### EXERCISE OBJECTIVE
Write out, word for word, the stretch of lines beginning at the one with "Emit a component" and ending at the one with "boolean; disabled?: boolean", omitting the images.

(Front-end source files)
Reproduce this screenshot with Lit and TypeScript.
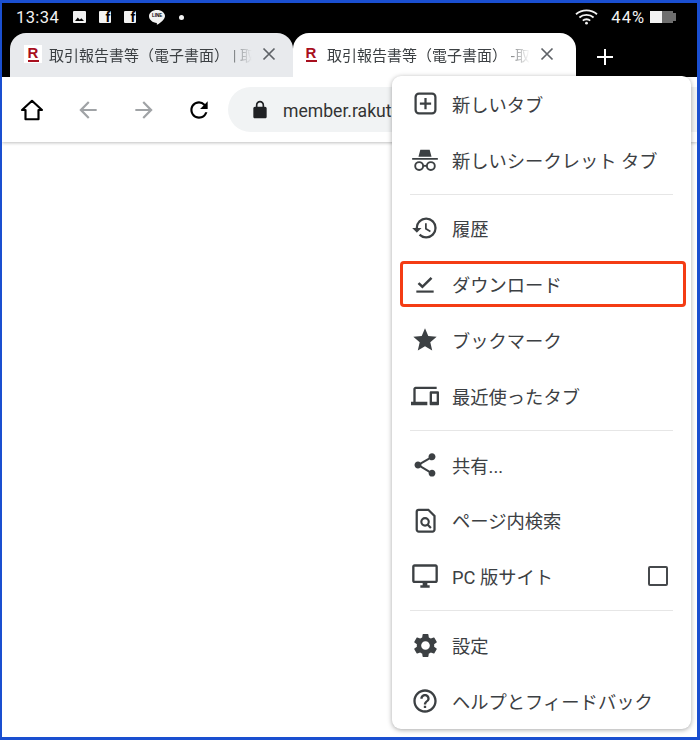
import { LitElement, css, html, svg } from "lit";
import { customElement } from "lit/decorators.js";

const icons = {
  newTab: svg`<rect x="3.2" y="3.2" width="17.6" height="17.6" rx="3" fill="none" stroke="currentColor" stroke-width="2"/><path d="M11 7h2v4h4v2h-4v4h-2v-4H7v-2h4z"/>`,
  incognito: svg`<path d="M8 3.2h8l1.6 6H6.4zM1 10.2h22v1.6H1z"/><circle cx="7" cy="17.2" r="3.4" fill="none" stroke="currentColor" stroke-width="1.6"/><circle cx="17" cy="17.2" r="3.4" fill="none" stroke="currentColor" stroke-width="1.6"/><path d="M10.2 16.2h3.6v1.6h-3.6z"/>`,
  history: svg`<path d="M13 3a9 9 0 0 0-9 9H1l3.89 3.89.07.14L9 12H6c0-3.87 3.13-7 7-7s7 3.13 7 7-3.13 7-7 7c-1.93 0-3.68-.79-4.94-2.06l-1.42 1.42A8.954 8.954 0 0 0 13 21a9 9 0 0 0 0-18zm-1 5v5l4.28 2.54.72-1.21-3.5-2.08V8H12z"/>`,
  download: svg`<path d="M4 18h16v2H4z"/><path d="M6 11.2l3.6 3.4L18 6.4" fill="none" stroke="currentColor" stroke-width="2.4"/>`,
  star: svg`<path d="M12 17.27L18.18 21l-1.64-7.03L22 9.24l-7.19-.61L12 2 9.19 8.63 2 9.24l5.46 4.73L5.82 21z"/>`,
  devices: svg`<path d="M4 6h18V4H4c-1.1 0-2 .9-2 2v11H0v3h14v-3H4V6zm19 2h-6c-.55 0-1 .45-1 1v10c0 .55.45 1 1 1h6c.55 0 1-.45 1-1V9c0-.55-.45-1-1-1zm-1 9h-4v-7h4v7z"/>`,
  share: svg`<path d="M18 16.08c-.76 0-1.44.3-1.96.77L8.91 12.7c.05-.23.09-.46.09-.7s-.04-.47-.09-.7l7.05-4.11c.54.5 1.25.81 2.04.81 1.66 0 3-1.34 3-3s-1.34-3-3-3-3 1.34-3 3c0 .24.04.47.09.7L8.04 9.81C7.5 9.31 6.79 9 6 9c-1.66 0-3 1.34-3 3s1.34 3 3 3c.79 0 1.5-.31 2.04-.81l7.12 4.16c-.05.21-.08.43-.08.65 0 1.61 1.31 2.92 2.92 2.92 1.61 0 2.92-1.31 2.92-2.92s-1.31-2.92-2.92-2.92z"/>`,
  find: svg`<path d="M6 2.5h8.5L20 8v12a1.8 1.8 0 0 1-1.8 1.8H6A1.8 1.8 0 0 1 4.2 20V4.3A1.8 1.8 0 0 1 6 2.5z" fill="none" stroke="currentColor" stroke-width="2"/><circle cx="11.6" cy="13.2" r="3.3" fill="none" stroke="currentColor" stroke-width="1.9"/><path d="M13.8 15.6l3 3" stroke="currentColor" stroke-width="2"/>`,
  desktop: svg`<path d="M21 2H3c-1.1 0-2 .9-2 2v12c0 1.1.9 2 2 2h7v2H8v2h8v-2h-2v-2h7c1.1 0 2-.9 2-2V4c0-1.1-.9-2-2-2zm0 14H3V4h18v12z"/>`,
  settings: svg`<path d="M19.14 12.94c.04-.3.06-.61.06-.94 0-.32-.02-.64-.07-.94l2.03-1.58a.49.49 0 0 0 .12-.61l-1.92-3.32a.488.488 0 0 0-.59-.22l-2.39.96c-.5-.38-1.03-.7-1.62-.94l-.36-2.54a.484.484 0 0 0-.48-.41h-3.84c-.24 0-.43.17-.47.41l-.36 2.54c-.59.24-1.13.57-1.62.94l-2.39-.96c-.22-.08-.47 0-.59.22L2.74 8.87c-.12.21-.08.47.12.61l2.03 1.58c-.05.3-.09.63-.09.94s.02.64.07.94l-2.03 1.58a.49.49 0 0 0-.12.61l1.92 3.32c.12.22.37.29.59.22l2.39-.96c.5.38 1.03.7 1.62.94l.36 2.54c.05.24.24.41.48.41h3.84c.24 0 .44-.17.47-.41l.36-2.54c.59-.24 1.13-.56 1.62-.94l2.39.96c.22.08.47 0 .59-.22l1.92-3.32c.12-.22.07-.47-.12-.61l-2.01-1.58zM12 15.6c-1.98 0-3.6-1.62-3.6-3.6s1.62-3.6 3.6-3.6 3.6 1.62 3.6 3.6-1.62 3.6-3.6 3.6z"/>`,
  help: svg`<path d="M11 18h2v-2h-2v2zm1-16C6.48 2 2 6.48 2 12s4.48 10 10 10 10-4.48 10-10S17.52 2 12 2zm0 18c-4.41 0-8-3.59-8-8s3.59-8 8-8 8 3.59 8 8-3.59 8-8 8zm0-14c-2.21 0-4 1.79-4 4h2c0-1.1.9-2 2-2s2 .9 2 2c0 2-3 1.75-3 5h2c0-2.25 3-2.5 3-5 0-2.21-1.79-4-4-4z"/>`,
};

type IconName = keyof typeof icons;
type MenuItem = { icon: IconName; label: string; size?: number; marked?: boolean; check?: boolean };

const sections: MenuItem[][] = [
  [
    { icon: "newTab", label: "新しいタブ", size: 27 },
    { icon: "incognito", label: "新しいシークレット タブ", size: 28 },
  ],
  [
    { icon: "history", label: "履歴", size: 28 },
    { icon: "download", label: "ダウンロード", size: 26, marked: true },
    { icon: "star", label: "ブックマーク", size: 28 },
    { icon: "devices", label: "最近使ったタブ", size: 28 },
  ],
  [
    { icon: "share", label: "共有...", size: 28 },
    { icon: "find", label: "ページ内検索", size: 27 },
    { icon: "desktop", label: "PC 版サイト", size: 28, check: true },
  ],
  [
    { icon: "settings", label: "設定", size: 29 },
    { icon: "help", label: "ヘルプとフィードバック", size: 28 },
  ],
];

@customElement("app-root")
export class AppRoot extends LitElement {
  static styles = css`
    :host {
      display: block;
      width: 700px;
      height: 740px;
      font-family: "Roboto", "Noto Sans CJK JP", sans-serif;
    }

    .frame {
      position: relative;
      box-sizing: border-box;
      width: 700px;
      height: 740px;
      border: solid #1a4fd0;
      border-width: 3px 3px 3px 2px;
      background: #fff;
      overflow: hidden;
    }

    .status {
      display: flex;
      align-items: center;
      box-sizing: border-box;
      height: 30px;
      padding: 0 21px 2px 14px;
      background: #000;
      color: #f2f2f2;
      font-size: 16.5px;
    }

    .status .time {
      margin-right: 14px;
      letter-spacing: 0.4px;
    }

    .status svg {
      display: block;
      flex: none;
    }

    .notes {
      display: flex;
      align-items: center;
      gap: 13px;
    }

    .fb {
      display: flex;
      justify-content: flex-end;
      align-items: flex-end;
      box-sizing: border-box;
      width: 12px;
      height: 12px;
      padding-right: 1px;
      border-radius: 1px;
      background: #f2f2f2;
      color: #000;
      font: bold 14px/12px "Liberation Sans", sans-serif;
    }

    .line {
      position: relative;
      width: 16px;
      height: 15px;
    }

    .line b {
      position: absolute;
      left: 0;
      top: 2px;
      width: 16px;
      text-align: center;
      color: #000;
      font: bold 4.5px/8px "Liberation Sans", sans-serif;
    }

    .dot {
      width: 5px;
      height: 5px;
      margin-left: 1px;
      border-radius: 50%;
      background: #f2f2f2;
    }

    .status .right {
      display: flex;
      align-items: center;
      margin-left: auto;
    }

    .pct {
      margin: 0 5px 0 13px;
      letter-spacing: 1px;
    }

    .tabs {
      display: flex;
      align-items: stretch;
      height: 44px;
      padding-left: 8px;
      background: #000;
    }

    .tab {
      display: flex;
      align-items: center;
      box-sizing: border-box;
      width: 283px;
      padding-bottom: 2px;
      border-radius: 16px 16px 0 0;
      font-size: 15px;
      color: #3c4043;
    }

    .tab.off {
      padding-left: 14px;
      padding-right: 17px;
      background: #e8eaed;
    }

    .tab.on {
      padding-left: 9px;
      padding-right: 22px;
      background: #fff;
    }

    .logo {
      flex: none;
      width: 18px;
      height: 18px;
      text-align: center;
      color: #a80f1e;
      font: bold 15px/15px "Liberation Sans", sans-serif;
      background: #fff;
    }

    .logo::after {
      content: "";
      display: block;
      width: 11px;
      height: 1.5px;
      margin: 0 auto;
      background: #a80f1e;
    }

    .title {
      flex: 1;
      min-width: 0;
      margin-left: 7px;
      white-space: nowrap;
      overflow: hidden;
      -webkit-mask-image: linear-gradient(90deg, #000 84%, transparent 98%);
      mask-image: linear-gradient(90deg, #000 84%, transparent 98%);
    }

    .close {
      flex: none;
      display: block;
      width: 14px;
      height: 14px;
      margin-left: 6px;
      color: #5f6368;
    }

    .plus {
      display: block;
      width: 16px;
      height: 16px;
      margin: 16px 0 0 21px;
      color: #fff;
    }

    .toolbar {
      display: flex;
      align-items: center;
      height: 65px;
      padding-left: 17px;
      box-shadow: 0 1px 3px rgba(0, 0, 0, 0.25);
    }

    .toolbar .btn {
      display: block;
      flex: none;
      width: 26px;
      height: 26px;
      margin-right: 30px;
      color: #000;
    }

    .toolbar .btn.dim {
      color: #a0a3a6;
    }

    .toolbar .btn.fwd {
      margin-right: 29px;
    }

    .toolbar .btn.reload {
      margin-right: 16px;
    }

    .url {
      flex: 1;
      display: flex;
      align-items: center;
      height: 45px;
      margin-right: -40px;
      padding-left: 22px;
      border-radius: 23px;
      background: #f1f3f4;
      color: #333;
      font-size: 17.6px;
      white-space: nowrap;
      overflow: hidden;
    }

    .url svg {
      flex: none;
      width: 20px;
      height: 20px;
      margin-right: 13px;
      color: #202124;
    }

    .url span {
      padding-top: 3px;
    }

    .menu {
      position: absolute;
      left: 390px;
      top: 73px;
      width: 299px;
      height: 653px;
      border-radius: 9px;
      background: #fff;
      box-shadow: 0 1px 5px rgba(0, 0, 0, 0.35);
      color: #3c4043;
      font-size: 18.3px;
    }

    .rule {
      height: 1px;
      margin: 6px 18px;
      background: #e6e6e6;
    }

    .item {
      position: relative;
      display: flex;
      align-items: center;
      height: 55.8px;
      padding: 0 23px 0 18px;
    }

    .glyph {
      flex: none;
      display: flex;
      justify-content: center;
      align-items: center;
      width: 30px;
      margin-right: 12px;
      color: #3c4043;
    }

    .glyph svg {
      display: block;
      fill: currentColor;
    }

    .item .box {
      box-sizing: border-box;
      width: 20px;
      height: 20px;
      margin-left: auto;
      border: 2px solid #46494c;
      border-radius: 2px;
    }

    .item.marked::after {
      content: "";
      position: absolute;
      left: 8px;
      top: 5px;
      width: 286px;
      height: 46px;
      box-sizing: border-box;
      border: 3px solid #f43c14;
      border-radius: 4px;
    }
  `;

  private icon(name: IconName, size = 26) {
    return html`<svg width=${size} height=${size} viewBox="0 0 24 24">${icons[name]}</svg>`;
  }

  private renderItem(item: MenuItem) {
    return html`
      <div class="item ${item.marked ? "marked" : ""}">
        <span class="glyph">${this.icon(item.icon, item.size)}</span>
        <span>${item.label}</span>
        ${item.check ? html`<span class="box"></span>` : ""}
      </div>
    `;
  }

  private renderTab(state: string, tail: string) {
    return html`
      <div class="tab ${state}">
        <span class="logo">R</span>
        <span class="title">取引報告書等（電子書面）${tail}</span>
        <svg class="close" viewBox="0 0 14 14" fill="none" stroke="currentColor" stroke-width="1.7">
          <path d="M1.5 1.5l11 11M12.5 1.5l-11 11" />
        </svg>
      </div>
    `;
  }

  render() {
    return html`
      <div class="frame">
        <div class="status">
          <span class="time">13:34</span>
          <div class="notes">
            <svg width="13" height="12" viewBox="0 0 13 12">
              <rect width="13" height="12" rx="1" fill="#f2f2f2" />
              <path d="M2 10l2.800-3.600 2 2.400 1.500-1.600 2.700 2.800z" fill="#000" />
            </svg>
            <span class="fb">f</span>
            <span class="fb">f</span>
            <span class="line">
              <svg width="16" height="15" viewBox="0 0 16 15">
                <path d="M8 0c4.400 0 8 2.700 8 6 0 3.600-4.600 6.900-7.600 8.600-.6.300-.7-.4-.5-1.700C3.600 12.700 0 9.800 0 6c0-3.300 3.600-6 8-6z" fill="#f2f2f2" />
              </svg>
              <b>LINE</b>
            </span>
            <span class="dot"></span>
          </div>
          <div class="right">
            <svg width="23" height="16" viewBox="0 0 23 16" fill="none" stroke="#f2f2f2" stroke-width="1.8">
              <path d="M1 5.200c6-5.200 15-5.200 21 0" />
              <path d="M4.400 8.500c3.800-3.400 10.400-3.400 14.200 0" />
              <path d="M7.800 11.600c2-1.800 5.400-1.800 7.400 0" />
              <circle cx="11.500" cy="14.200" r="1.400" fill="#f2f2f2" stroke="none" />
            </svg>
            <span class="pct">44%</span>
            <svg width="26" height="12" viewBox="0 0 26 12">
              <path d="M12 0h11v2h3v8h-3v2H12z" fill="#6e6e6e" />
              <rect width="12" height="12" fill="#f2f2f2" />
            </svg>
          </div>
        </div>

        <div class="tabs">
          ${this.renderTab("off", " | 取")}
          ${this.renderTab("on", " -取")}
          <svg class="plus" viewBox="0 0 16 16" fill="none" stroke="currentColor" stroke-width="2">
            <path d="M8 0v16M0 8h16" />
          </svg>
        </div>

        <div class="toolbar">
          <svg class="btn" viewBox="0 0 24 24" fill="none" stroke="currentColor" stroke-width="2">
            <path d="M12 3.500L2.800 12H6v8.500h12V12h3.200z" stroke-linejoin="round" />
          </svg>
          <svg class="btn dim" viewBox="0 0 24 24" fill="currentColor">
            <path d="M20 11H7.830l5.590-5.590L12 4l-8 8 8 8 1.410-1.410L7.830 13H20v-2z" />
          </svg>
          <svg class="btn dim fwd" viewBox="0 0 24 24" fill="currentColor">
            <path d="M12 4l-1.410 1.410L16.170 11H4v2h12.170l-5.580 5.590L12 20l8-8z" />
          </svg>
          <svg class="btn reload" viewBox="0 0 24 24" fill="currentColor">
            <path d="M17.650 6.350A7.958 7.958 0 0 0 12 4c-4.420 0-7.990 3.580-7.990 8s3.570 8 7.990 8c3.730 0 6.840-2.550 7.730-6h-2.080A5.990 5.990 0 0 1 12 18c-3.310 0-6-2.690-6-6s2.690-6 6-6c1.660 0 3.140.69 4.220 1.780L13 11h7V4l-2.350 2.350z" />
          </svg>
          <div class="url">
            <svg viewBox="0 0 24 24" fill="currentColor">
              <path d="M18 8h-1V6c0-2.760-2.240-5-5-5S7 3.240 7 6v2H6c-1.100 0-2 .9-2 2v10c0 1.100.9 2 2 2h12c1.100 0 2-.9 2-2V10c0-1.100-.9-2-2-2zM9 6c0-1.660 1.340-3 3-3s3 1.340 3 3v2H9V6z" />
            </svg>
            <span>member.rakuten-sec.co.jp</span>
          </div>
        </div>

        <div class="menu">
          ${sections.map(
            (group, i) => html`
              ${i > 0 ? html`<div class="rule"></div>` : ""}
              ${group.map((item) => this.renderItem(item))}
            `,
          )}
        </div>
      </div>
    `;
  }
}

--

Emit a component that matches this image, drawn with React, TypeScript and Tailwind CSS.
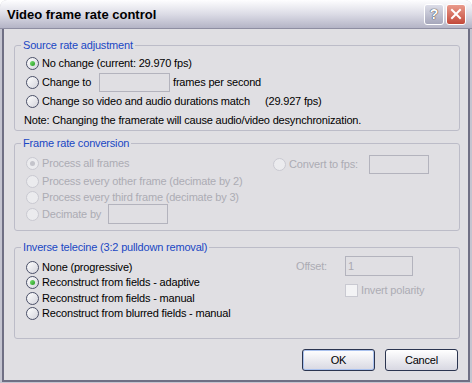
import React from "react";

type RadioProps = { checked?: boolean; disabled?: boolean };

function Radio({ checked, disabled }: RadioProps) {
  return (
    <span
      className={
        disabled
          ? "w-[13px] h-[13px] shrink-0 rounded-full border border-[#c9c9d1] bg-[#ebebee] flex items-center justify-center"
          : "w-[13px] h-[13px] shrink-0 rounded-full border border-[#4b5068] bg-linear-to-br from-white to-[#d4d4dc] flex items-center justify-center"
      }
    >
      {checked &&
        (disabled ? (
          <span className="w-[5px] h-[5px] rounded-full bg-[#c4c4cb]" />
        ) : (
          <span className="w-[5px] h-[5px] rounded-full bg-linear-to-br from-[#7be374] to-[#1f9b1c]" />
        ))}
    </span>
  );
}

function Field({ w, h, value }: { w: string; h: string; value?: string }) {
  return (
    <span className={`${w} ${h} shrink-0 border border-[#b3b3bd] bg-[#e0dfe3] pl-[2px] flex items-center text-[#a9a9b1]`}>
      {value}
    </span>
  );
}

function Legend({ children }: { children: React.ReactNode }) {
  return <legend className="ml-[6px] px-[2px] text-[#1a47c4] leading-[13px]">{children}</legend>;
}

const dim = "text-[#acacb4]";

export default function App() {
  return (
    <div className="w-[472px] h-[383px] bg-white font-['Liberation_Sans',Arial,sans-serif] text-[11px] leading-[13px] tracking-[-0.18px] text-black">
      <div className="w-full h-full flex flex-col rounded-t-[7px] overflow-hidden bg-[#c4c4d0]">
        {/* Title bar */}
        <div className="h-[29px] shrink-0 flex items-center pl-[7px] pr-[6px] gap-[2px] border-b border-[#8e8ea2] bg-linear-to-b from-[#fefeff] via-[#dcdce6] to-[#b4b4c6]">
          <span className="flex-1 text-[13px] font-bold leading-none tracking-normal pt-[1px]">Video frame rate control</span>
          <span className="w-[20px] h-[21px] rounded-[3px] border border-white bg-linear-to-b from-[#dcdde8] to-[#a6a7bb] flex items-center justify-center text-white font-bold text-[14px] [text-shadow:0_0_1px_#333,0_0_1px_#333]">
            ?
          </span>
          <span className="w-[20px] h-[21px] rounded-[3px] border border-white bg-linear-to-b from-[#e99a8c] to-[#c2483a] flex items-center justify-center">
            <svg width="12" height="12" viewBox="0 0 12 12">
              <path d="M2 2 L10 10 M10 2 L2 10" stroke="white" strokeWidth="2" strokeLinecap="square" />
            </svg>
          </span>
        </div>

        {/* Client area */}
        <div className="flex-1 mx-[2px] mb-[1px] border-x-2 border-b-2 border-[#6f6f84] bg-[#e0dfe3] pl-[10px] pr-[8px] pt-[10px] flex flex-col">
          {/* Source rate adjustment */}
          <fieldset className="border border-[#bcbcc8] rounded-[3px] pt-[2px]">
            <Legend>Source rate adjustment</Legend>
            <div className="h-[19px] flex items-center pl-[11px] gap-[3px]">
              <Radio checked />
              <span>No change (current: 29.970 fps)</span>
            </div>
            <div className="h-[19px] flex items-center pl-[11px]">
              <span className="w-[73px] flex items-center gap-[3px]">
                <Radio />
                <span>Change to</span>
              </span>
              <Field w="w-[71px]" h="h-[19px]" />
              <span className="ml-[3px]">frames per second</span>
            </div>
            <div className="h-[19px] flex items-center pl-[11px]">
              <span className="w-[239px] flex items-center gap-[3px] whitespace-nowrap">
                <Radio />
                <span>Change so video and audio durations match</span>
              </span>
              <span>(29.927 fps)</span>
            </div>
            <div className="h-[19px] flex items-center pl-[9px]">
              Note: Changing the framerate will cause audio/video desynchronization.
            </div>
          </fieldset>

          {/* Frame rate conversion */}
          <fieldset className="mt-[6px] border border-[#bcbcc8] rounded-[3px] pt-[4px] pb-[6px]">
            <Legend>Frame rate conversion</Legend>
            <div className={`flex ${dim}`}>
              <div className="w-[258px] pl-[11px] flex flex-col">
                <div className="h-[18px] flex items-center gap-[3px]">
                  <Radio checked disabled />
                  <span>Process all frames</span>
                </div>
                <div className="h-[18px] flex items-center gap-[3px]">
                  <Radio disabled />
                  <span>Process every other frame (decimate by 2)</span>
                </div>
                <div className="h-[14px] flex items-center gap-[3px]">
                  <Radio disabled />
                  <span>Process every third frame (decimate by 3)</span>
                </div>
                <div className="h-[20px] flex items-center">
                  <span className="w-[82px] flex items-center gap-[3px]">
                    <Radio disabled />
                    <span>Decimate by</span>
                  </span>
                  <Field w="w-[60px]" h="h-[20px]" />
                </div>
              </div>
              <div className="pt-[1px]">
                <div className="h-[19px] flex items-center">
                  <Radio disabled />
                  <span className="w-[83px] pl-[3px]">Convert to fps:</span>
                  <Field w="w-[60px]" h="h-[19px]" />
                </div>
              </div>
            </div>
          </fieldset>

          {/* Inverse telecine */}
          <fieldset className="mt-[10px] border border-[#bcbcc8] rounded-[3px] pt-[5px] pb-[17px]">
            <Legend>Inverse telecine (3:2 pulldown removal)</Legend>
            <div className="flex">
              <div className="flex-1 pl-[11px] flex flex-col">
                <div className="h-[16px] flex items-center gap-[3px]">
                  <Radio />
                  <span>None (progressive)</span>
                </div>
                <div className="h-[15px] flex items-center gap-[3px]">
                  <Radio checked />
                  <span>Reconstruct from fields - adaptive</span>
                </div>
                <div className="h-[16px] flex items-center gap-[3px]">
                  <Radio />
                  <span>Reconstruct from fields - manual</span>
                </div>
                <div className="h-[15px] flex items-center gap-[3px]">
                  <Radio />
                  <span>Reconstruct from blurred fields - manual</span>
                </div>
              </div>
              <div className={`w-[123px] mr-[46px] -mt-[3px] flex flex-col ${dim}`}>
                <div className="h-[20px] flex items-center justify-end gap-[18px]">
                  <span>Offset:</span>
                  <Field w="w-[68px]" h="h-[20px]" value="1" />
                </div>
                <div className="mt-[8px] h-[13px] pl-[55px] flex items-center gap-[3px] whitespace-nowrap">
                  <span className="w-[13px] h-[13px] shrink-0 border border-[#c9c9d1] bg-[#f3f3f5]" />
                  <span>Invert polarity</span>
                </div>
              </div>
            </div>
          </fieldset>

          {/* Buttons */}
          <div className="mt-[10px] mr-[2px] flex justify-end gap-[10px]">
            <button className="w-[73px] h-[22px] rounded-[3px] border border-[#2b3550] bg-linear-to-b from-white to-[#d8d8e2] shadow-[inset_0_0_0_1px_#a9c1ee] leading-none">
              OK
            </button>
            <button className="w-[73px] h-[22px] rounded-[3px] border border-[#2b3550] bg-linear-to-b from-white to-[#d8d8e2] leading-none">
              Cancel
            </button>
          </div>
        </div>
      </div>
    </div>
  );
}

### COMPLETE OUTPUT
Emit a component that matches this image, drawn with React, TypeScript and Tailwind CSS.
import React from "react";

type RadioProps = { checked?: boolean; disabled?: boolean };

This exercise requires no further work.